How Can We Pray Using These Lessons about the Rich Young Ruler?

Father, I praise You as Jehovah Jireh, the God who provides. And in that provision, I know my salvation was part of how You provided for me. Thank You that it wasn’t up to me or anything I’d try to do on my own merit to enter Your kingdom. I praise You for Jesus, the Author and perfecter of my faith. Thank You that when I surrendered to Jesus, You assured me I am now in Your Kingdom.

Lord Jesus, I am prone to think more highly of myself than I ought. You tell me in Your Word I am not to do that. My pride bubbles to the surface and I cling to my accomplishments and any wealth I’ve acquired, as if it were mine to begin with. Jesus, it’s all Yours! I am so thankful for Your perfect patience with me as I work out my salvation with fear and trembling. I don’t deserve life with You, but Lord, You have welcomed me, sinner that I am. Change me, I pray into a person who is one after Your own heart.

Father God, I can’t do anything without You. I don’t know why I even ever tried. The work I do, I now do to please You. So, I pray that whatever You give me as a vocation, I lift it to You and work heartily as unto You and not myself. I know I will stand before You one day to give an account of what I’ve done with all You’ve given me. That scares me, Father, because I get selfish and prideful. Please, Father, reign in me.

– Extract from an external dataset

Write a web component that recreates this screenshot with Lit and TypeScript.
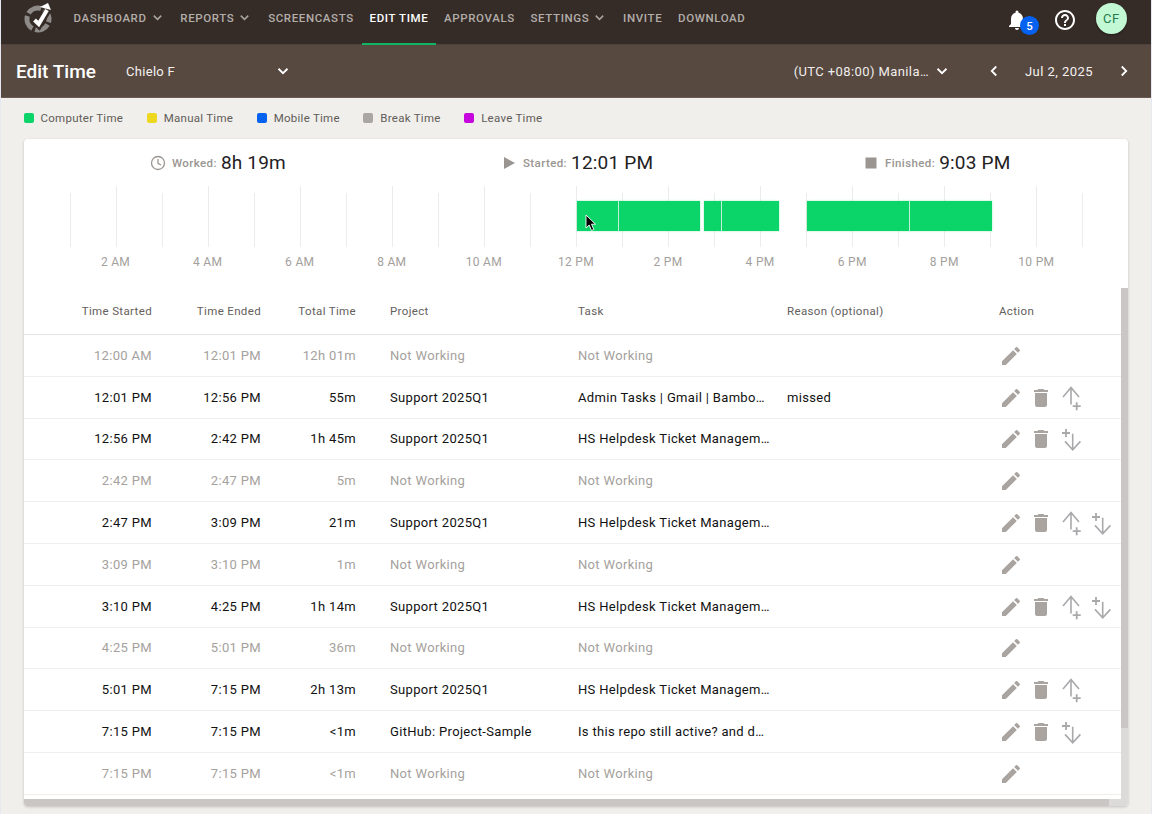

Lord, thank You for saving me. All my works are as chaff before you, and no matter how I try, I cannot work my way into heaven. Knowing You died in my place makes me realize I could never atone for even one of my sins. My life is a mess without You. Thank you for forgiving me and inviting me to be with You forever in Your presence.

All these things I pray in the matchless name of Jesus. Amen.

Conclusion

In conclusion, the story of the Rich Young Man is a powerful reminder of the importance of putting God first in our lives, following His commandments, and putting others before ourselves. The story teaches us about the dangers of wealth and the importance of humility. As Christians, we should strive to follow God’s commandments and to put others before ourselves.